Well, I’m not massively sure what the point is apart from it serving as an explanation of my floundering without cohesion at the moment. Right now I’m sitting at my desk in the shed surrounded by reminders of what I should be doing; my calendar is still staring April at me, a couple of books people have sent me are piled up, random notes for my online course students are pinned to a shelf, a memory stick with millions of photos I want to write blog posts about is teasing me from my pencil case along with a fat pin cushion giving me a very knowing prickly look. But probably the most telling of all is a Post-It note right next to me with a short list of ‘things I want‘ written in Sharpie. It says: Blue Yeti Mic, Yellow Roller Skates , Wormery …I want the roller skates more than the wormery, but I want the wormery more than the mic, but it’s the mic which would be for work. I really, really want the yellow roller skates…

I started writing this post because I was waiting for my images to upload and I thought I’d just get on with the intro…it’s turned into something else completely, but I hope it at least breaks the deadlock which I’ve created for myself around my blog…fingers crossed more posts will follow, although this may just be a sudden rebellious outburst in the direction of my digital demon!

Anyway, I can’t finish without pictures so here are some taken over the last few months…
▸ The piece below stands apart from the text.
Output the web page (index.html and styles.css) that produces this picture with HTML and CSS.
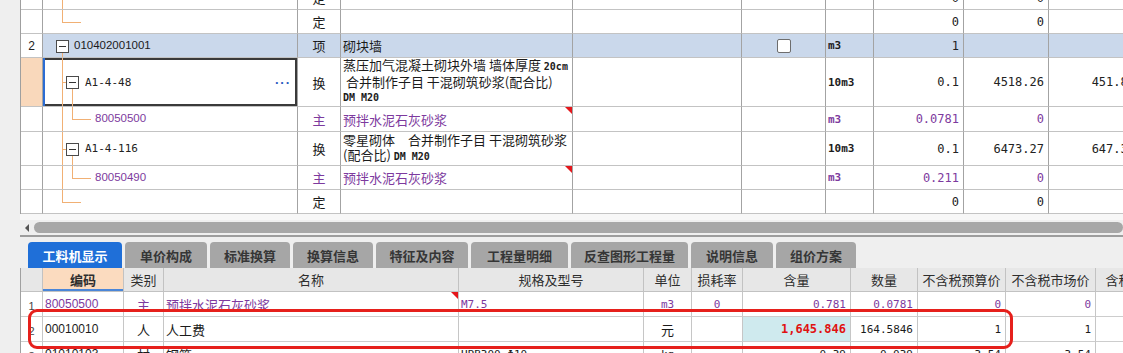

P.S The blog posts I am mainly wanting to put together ( and I’m writing this down so it makes them feel more like solid ideas ) are: My Trip to the Scilly Isles, Daffodils in Cornwall, Bluebells in East Sussex, Stanley Kubrick Exhibition, My Personal Plastic Journey, Shadows, Synesthesia, Artists Open Houses, My New Textiles, Patreon, and My New Paintings For Sale. In an ideal world I would be finished in an hour…in an ideal world I would have a wormery and yellow roller skates.